--- WHAT THE TASK REQUIRES ---
Copy the records below exactly, leaving out any pictures.
#####
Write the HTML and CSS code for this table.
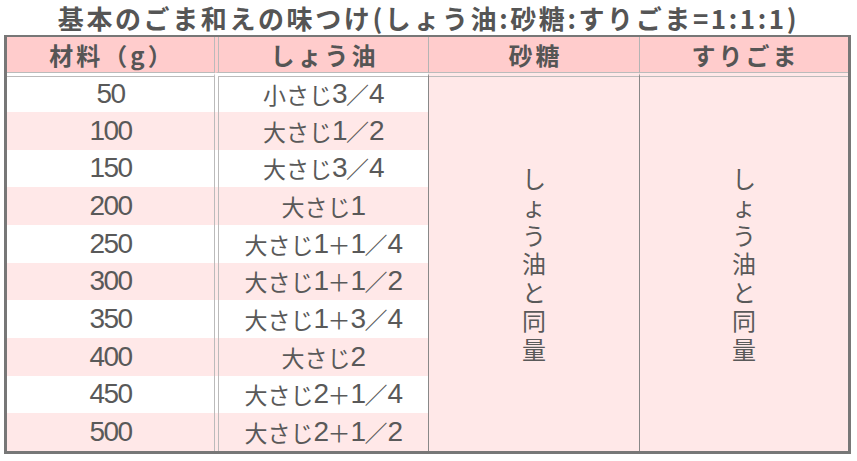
FILE: index.html
```html
<!DOCTYPE html>
<html lang="ja">
<head>
<meta charset="utf-8">
<link rel="stylesheet" href="styles.css">
</head>
<body>
<h1 class="title">基本のごま和えの味つけ(しょう油:砂糖:すりごま=1:1:1)</h1>
<div class="table">
  <div class="th c1">材料（g）</div>
  <div class="th c2">しょう油</div>
  <div class="th c3">砂糖</div>
  <div class="th c4">すりごま</div>

  <div class="td c1 first"><span class="n">50</span></div>
  <div class="td c2 first">小さじ<span class="n">3</span>／<span class="n">4</span></div>
  <div class="td c3 first tall"><span class="vt">しょう油と同量</span></div>
  <div class="td c4 first tall"><span class="vt">しょう油と同量</span></div>

  <div class="td c1 alt"><span class="n">100</span></div>
  <div class="td c2 alt">大さじ<span class="n">1</span>／<span class="n">2</span></div>

  <div class="td c1"><span class="n">150</span></div>
  <div class="td c2">大さじ<span class="n">3</span>／<span class="n">4</span></div>

  <div class="td c1 alt"><span class="n">200</span></div>
  <div class="td c2 alt">大さじ<span class="n">1</span></div>

  <div class="td c1"><span class="n">250</span></div>
  <div class="td c2">大さじ<span class="n">1</span>＋<span class="n">1</span>／<span class="n">4</span></div>

  <div class="td c1 alt"><span class="n">300</span></div>
  <div class="td c2 alt">大さじ<span class="n">1</span>＋<span class="n">1</span>／<span class="n">2</span></div>

  <div class="td c1"><span class="n">350</span></div>
  <div class="td c2">大さじ<span class="n">1</span>＋<span class="n">3</span>／<span class="n">4</span></div>

  <div class="td c1 alt"><span class="n">400</span></div>
  <div class="td c2 alt">大さじ<span class="n">2</span></div>

  <div class="td c1"><span class="n">450</span></div>
  <div class="td c2">大さじ<span class="n">2</span>＋<span class="n">1</span>／<span class="n">4</span></div>

  <div class="td c1 alt"><span class="n">500</span></div>
  <div class="td c2 alt">大さじ<span class="n">2</span>＋<span class="n">1</span>／<span class="n">2</span></div>
</div>
</body>
</html>
```

FILE: styles.css
```css
* { box-sizing: border-box; }
html, body { margin: 0; padding: 0; background: #fff; }
body {
  width: 857px;
  height: 461px;
  overflow: hidden;
  font-family: "Noto Sans CJK JP", sans-serif;
  color: #595959;
}
.title {
  margin: 0;
  height: 35px;
  line-height: 35px;
  font-size: 26px;
  font-weight: bold;
  color: #555;
  text-align: center;
  letter-spacing: 2.6px;
  white-space: nowrap;
}
.table {
  display: grid;
  grid-template-columns: 208px 214px 211px 208px;
  grid-template-rows: 36px 39px repeat(9, 1fr);
  width: 847px;
  height: 419px;
  margin-left: 4px;
  border-style: solid;
  border-color: #777;
  border-width: 2px 3px 3px 3px;
}
.th, .td {
  display: flex;
  align-items: center;
  justify-content: center;
  white-space: nowrap;
}
.th {
  background: #ffcccc;
  border-bottom: 1px solid #bbb;
  font-size: 24px;
  font-weight: bold;
  letter-spacing: 3px;
  color: #555;
  padding-left: 3px;
}
.td {
  background: #fff;
  font-size: 23px;
}
.td.alt, .td.tall { background: #ffe8e8; }
.c1 { grid-column: 1; border-right: 1px solid #bbb; }
.c2 {
  grid-column: 2;
  border-left: 3px solid transparent;
  box-shadow: inset 1px 0 #bbb;
}
.c3 { grid-column: 3; }
.c4 { grid-column: 4; }
.th.c2, .th.c3 { border-right: 1px solid #b4b4b4; }
.td.c2, .td.c3 { border-right: 1px solid #888; }
.tall { grid-row: 2 / span 10; }
.first {
  border-top: 3px solid transparent;
  box-shadow: inset 0 1px #bbb;
}
.c2.first { box-shadow: inset 1px 0 #bbb, inset 0 1px #bbb; }
.n {
  font-family: "Liberation Sans", sans-serif;
  font-size: 28px;
  letter-spacing: -1.5px;
}
.vt {
  display: block;
  width: 1em;
  font-size: 24px;
  line-height: 28.5px;
  text-align: center;
  white-space: normal;
  line-break: anywhere;
  word-break: break-all;
}
```
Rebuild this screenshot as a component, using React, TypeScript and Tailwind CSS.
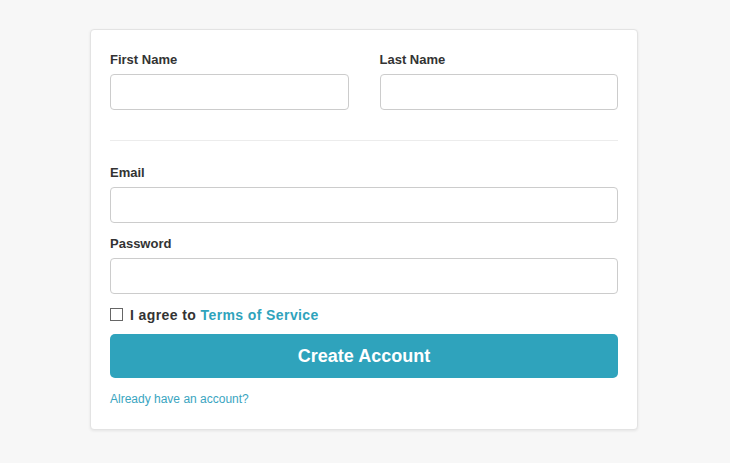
import React from "react";

export default function App() {
  const font = { fontFamily: '"Liberation Sans", Arial, sans-serif' };
  const labelCls = "block pt-px mb-[6px] text-[13px] font-bold leading-[16px] text-[#333]";
  const inputCls = "block h-[36px] w-full rounded-[4px] border border-[#cccccc] bg-white px-2 outline-none";
  return (
    <div className="min-h-[463px] w-full bg-[#f7f7f7] pt-[29px] pr-[2px]" style={font}>
      <div className="mx-auto w-[548px] rounded-[4px] border border-[#e3e3e3] bg-white px-[19px] pt-[21px] pb-[23px] shadow-[0_1px_3px_rgba(0,0,0,0.08)]">
        <div className="grid grid-cols-2 gap-x-[31px]">
          <div>
            <label className={labelCls}>First Name</label>
            <input className={inputCls} />
          </div>
          <div>
            <label className={labelCls}>Last Name</label>
            <input className={inputCls} />
          </div>
        </div>
        <div className="mt-[30px] h-px w-full bg-[#ececec]" />
        <label className={"mt-[23px] " + labelCls}>Email</label>
        <input type="email" className={inputCls} />
        <label className={"mt-[12px] " + labelCls}>Password</label>
        <input type="password" className={inputCls} />
        <div className="mt-[12px] flex h-[16px] items-center">
          <span className="mr-[7px] inline-block h-[13px] w-[13px] border border-[#666] bg-white" />
          <span className="pt-px text-[14px] font-bold leading-[16px] tracking-[0.4px] text-[#333]">
            I agree to <span className="text-[#2fa3bc]">Terms of Service</span>
          </span>
        </div>
        <button className="mt-[12px] flex h-[44px] w-full items-center justify-center rounded-[5px] bg-[#2fa3bc] text-[18px] font-bold text-white">
          Create Account
        </button>
        <div className="mt-[14px] text-[12px] leading-[14px] text-[#3aa5bf]">Already have an account?</div>
      </div>
    </div>
  );
}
#####
--- RESPONSE TO THE EXERCISE ---
Write the HTML and CSS code for this table.
FILE: index.html
```html
<!DOCTYPE html>
<html lang="ja">
<head>
<meta charset="utf-8">
<link rel="stylesheet" href="styles.css">
</head>
<body>
<h1 class="title">基本のごま和えの味つけ(しょう油:砂糖:すりごま=1:1:1)</h1>
<div class="table">
  <div class="th c1">材料（g）</div>
  <div class="th c2">しょう油</div>
  <div class="th c3">砂糖</div>
  <div class="th c4">すりごま</div>

  <div class="td c1 first"><span class="n">50</span></div>
  <div class="td c2 first">小さじ<span class="n">3</span>／<span class="n">4</span></div>
  <div class="td c3 first tall"><span class="vt">しょう油と同量</span></div>
  <div class="td c4 first tall"><span class="vt">しょう油と同量</span></div>

  <div class="td c1 alt"><span class="n">100</span></div>
  <div class="td c2 alt">大さじ<span class="n">1</span>／<span class="n">2</span></div>

  <div class="td c1"><span class="n">150</span></div>
  <div class="td c2">大さじ<span class="n">3</span>／<span class="n">4</span></div>

  <div class="td c1 alt"><span class="n">200</span></div>
  <div class="td c2 alt">大さじ<span class="n">1</span></div>

  <div class="td c1"><span class="n">250</span></div>
  <div class="td c2">大さじ<span class="n">1</span>＋<span class="n">1</span>／<span class="n">4</span></div>

  <div class="td c1 alt"><span class="n">300</span></div>
  <div class="td c2 alt">大さじ<span class="n">1</span>＋<span class="n">1</span>／<span class="n">2</span></div>

  <div class="td c1"><span class="n">350</span></div>
  <div class="td c2">大さじ<span class="n">1</span>＋<span class="n">3</span>／<span class="n">4</span></div>

  <div class="td c1 alt"><span class="n">400</span></div>
  <div class="td c2 alt">大さじ<span class="n">2</span></div>

  <div class="td c1"><span class="n">450</span></div>
  <div class="td c2">大さじ<span class="n">2</span>＋<span class="n">1</span>／<span class="n">4</span></div>

  <div class="td c1 alt"><span class="n">500</span></div>
  <div class="td c2 alt">大さじ<span class="n">2</span>＋<span class="n">1</span>／<span class="n">2</span></div>
</div>
</body>
</html>
```

FILE: styles.css
```css
* { box-sizing: border-box; }
html, body { margin: 0; padding: 0; background: #fff; }
body {
  width: 857px;
  height: 461px;
  overflow: hidden;
  font-family: "Noto Sans CJK JP", sans-serif;
  color: #595959;
}
.title {
  margin: 0;
  height: 35px;
  line-height: 35px;
  font-size: 26px;
  font-weight: bold;
  color: #555;
  text-align: center;
  letter-spacing: 2.6px;
  white-space: nowrap;
}
.table {
  display: grid;
  grid-template-columns: 208px 214px 211px 208px;
  grid-template-rows: 36px 39px repeat(9, 1fr);
  width: 847px;
  height: 419px;
  margin-left: 4px;
  border-style: solid;
  border-color: #777;
  border-width: 2px 3px 3px 3px;
}
.th, .td {
  display: flex;
  align-items: center;
  justify-content: center;
  white-space: nowrap;
}
.th {
  background: #ffcccc;
  border-bottom: 1px solid #bbb;
  font-size: 24px;
  font-weight: bold;
  letter-spacing: 3px;
  color: #555;
  padding-left: 3px;
}
.td {
  background: #fff;
  font-size: 23px;
}
.td.alt, .td.tall { background: #ffe8e8; }
.c1 { grid-column: 1; border-right: 1px solid #bbb; }
.c2 {
  grid-column: 2;
  border-left: 3px solid transparent;
  box-shadow: inset 1px 0 #bbb;
}
.c3 { grid-column: 3; }
.c4 { grid-column: 4; }
.th.c2, .th.c3 { border-right: 1px solid #b4b4b4; }
.td.c2, .td.c3 { border-right: 1px solid #888; }
.tall { grid-row: 2 / span 10; }
.first {
  border-top: 3px solid transparent;
  box-shadow: inset 0 1px #bbb;
}
.c2.first { box-shadow: inset 1px 0 #bbb, inset 0 1px #bbb; }
.n {
  font-family: "Liberation Sans", sans-serif;
  font-size: 28px;
  letter-spacing: -1.5px;
}
.vt {
  display: block;
  width: 1em;
  font-size: 24px;
  line-height: 28.5px;
  text-align: center;
  white-space: normal;
  line-break: anywhere;
  word-break: break-all;
}
```
Rebuild this screenshot as a component, using React, TypeScript and Tailwind CSS.
import React from "react";

export default function App() {
  const font = { fontFamily: '"Liberation Sans", Arial, sans-serif' };
  const labelCls = "block pt-px mb-[6px] text-[13px] font-bold leading-[16px] text-[#333]";
  const inputCls = "block h-[36px] w-full rounded-[4px] border border-[#cccccc] bg-white px-2 outline-none";
  return (
    <div className="min-h-[463px] w-full bg-[#f7f7f7] pt-[29px] pr-[2px]" style={font}>
      <div className="mx-auto w-[548px] rounded-[4px] border border-[#e3e3e3] bg-white px-[19px] pt-[21px] pb-[23px] shadow-[0_1px_3px_rgba(0,0,0,0.08)]">
        <div className="grid grid-cols-2 gap-x-[31px]">
          <div>
            <label className={labelCls}>First Name</label>
            <input className={inputCls} />
          </div>
          <div>
            <label className={labelCls}>Last Name</label>
            <input className={inputCls} />
          </div>
        </div>
        <div className="mt-[30px] h-px w-full bg-[#ececec]" />
        <label className={"mt-[23px] " + labelCls}>Email</label>
        <input type="email" className={inputCls} />
        <label className={"mt-[12px] " + labelCls}>Password</label>
        <input type="password" className={inputCls} />
        <div className="mt-[12px] flex h-[16px] items-center">
          <span className="mr-[7px] inline-block h-[13px] w-[13px] border border-[#666] bg-white" />
          <span className="pt-px text-[14px] font-bold leading-[16px] tracking-[0.4px] text-[#333]">
            I agree to <span className="text-[#2fa3bc]">Terms of Service</span>
          </span>
        </div>
        <button className="mt-[12px] flex h-[44px] w-full items-center justify-center rounded-[5px] bg-[#2fa3bc] text-[18px] font-bold text-white">
          Create Account
        </button>
        <div className="mt-[14px] text-[12px] leading-[14px] text-[#3aa5bf]">Already have an account?</div>
      </div>
    </div>
  );
}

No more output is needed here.